## What to produce
Please give the entries again in full and exactly, without any picture.

## Excerpted records
— begin —
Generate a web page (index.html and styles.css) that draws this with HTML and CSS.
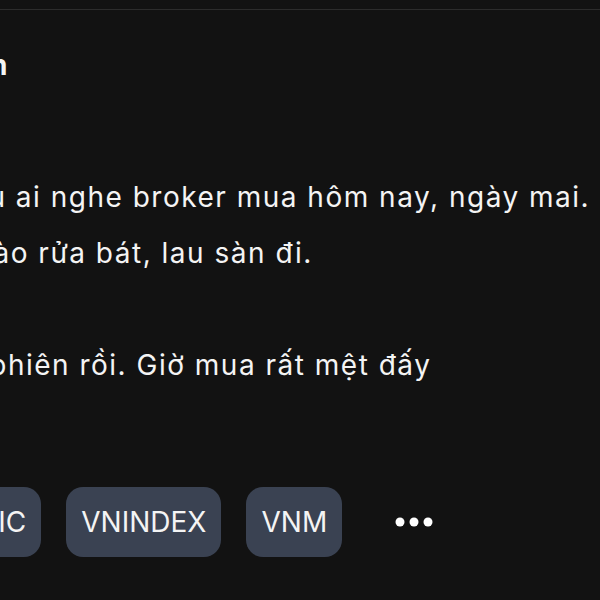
FILE: index.html
```html
<!DOCTYPE html>
<html lang="vi">
<head>
<meta charset="utf-8">
<link rel="stylesheet" href="styles.css">
</head>
<body>
<div class="divider"></div>
<article class="post">
  <div class="author">Nguyễn Văn An</div>
  <div class="content">
    <p class="line line-1">Nếu ai nghe broker mua hôm nay, ngày mai.</p>
    <p class="line line-2">thì vào rửa bát, lau sàn đi.</p>
    <p class="line blank">&nbsp;</p>
    <p class="line line-3">đã phiên rồi. Giờ mua rất mệt đấy</p>
  </div>
  <div class="tags">
    <span class="tag">VIC</span>
    <span class="tag">VNINDEX</span>
    <span class="tag">VNM</span>
    <button class="more" aria-label="More">
      <svg width="38" height="10" viewBox="0 0 38 10"><circle cx="5" cy="5" r="4.5" fill="#fff"/><circle cx="19" cy="5" r="4.5" fill="#fff"/><circle cx="33" cy="5" r="4.5" fill="#fff"/></svg>
    </button>
  </div>
</article>
</body>
</html>
```
FILE: styles.css
```css
html, body {
  margin: 0;
  padding: 0;
  background: #121212;
  overflow: hidden;
  width: 600px;
  height: 600px;
}
body {
  font-family: Inter, "Noto Sans", sans-serif;
  color: #f4f4f4;
}
.divider {
  margin-top: 9px;
  height: 1px;
  background: #2c2c2c;
}
.post {
  display: flex;
  flex-direction: column;
}
.author {
  margin-top: 35px;
  margin-left: -204px;
  font-weight: 700;
  font-size: 28px;
  line-height: 40px;
  white-space: nowrap;
}
.content {
  margin-top: 84px;
  font-size: 28px;
  line-height: 56px;
  letter-spacing: 1.5px;
}
.line {
  margin: 0;
  white-space: nowrap;
}
.line-1 { margin-left: -52px; }
.line-2 { margin-left: -70px; }
.line-3 { margin-left: -56px; }
.tags {
  margin-top: 94px;
  margin-left: -36px;
  display: flex;
  align-items: center;
  gap: 25px;
}
.tag {
  height: 70px;
  box-sizing: border-box;
  padding: 0 15px;
  display: flex;
  align-items: center;
  background: #3a4252;
  border-radius: 17px;
  font-size: 28px;
  color: #f4f4f4;
  white-space: nowrap;
}
.more {
  background: none;
  border: 0;
  padding: 0 0 0 28px;
  display: flex;
  align-items: center;
  cursor: pointer;
}
```
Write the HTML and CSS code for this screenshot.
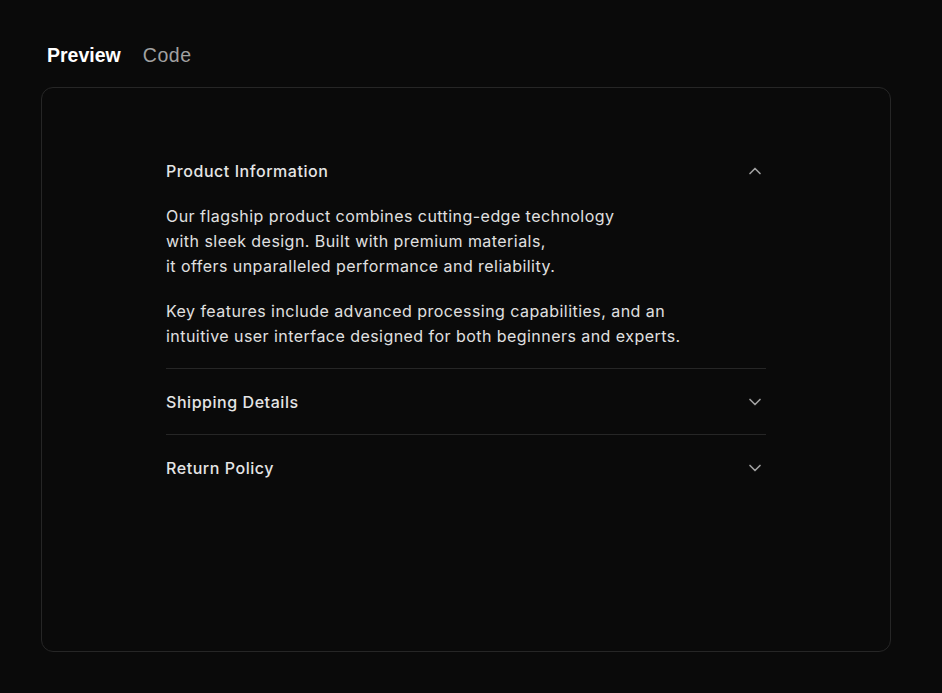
— end —
## Expected answer
Generate a web page (index.html and styles.css) that draws this with HTML and CSS.
FILE: index.html
```html
<!DOCTYPE html>
<html lang="vi">
<head>
<meta charset="utf-8">
<link rel="stylesheet" href="styles.css">
</head>
<body>
<div class="divider"></div>
<article class="post">
  <div class="author">Nguyễn Văn An</div>
  <div class="content">
    <p class="line line-1">Nếu ai nghe broker mua hôm nay, ngày mai.</p>
    <p class="line line-2">thì vào rửa bát, lau sàn đi.</p>
    <p class="line blank">&nbsp;</p>
    <p class="line line-3">đã phiên rồi. Giờ mua rất mệt đấy</p>
  </div>
  <div class="tags">
    <span class="tag">VIC</span>
    <span class="tag">VNINDEX</span>
    <span class="tag">VNM</span>
    <button class="more" aria-label="More">
      <svg width="38" height="10" viewBox="0 0 38 10"><circle cx="5" cy="5" r="4.5" fill="#fff"/><circle cx="19" cy="5" r="4.5" fill="#fff"/><circle cx="33" cy="5" r="4.5" fill="#fff"/></svg>
    </button>
  </div>
</article>
</body>
</html>
```
FILE: styles.css
```css
html, body {
  margin: 0;
  padding: 0;
  background: #121212;
  overflow: hidden;
  width: 600px;
  height: 600px;
}
body {
  font-family: Inter, "Noto Sans", sans-serif;
  color: #f4f4f4;
}
.divider {
  margin-top: 9px;
  height: 1px;
  background: #2c2c2c;
}
.post {
  display: flex;
  flex-direction: column;
}
.author {
  margin-top: 35px;
  margin-left: -204px;
  font-weight: 700;
  font-size: 28px;
  line-height: 40px;
  white-space: nowrap;
}
.content {
  margin-top: 84px;
  font-size: 28px;
  line-height: 56px;
  letter-spacing: 1.5px;
}
.line {
  margin: 0;
  white-space: nowrap;
}
.line-1 { margin-left: -52px; }
.line-2 { margin-left: -70px; }
.line-3 { margin-left: -56px; }
.tags {
  margin-top: 94px;
  margin-left: -36px;
  display: flex;
  align-items: center;
  gap: 25px;
}
.tag {
  height: 70px;
  box-sizing: border-box;
  padding: 0 15px;
  display: flex;
  align-items: center;
  background: #3a4252;
  border-radius: 17px;
  font-size: 28px;
  color: #f4f4f4;
  white-space: nowrap;
}
.more {
  background: none;
  border: 0;
  padding: 0 0 0 28px;
  display: flex;
  align-items: center;
  cursor: pointer;
}
```
Write the HTML and CSS code for this screenshot.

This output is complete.